From George Jefferson
Richmond 5th May 1809
Your favor of the 1st leaves me no hope of recovering the trunk No 28.—it confirms me in the opinion that I sent four trunks, than which I never had been more confident of any thing in my life, until by referring to the bill of lading, I found that you had only three: but since the receipt of your letter, it occurs to us that Wm A. Burwell had an empty trunk here, which we find is gone.

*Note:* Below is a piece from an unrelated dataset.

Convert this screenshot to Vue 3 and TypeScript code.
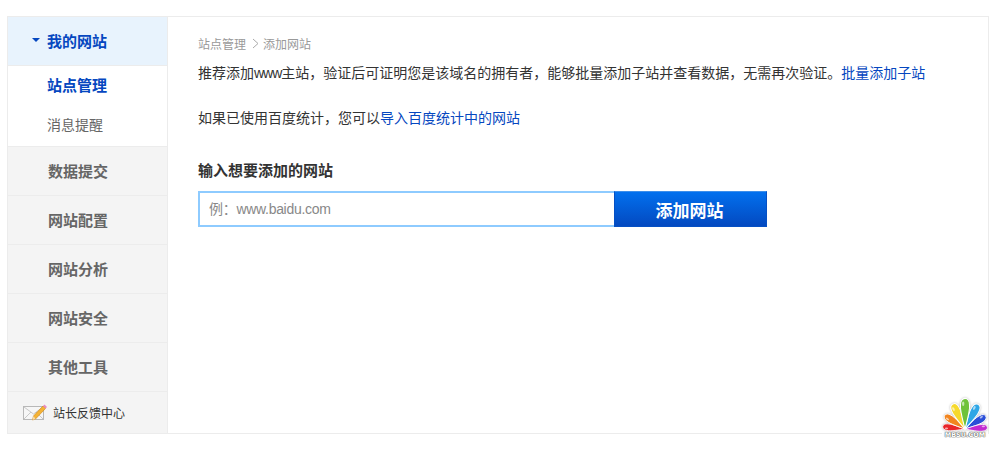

It appears to me that I recollect the trunk which you describe, & a remark of the drayman of its being very heavy.—As to a mistake in delivering it to a wrong boat, it could not well have happened, as one dray carried all the articles, having a full load each time. I was very particular too, in directing Harry to go with every load.—he went off, and returned, each time with the dray.—It must have been stolen from him on his way up.—There is no hope of the trunk having been wrong delivered by the Captain, as Mr Gibson tells me that he was more than commonly particular in examining the packages, (I was absent) the Capt having made such an enormous charge of freight, as to induce him to measure each, and compare them particularly with the bill of lading. Had I sent the things by a white Man, I should have thought my self remiss in not taking a receipt—but with a negro, I should have1 considered my memorandum as good evidence, as a receipt written & read by myself, even had he not belonged to Mr Randolph.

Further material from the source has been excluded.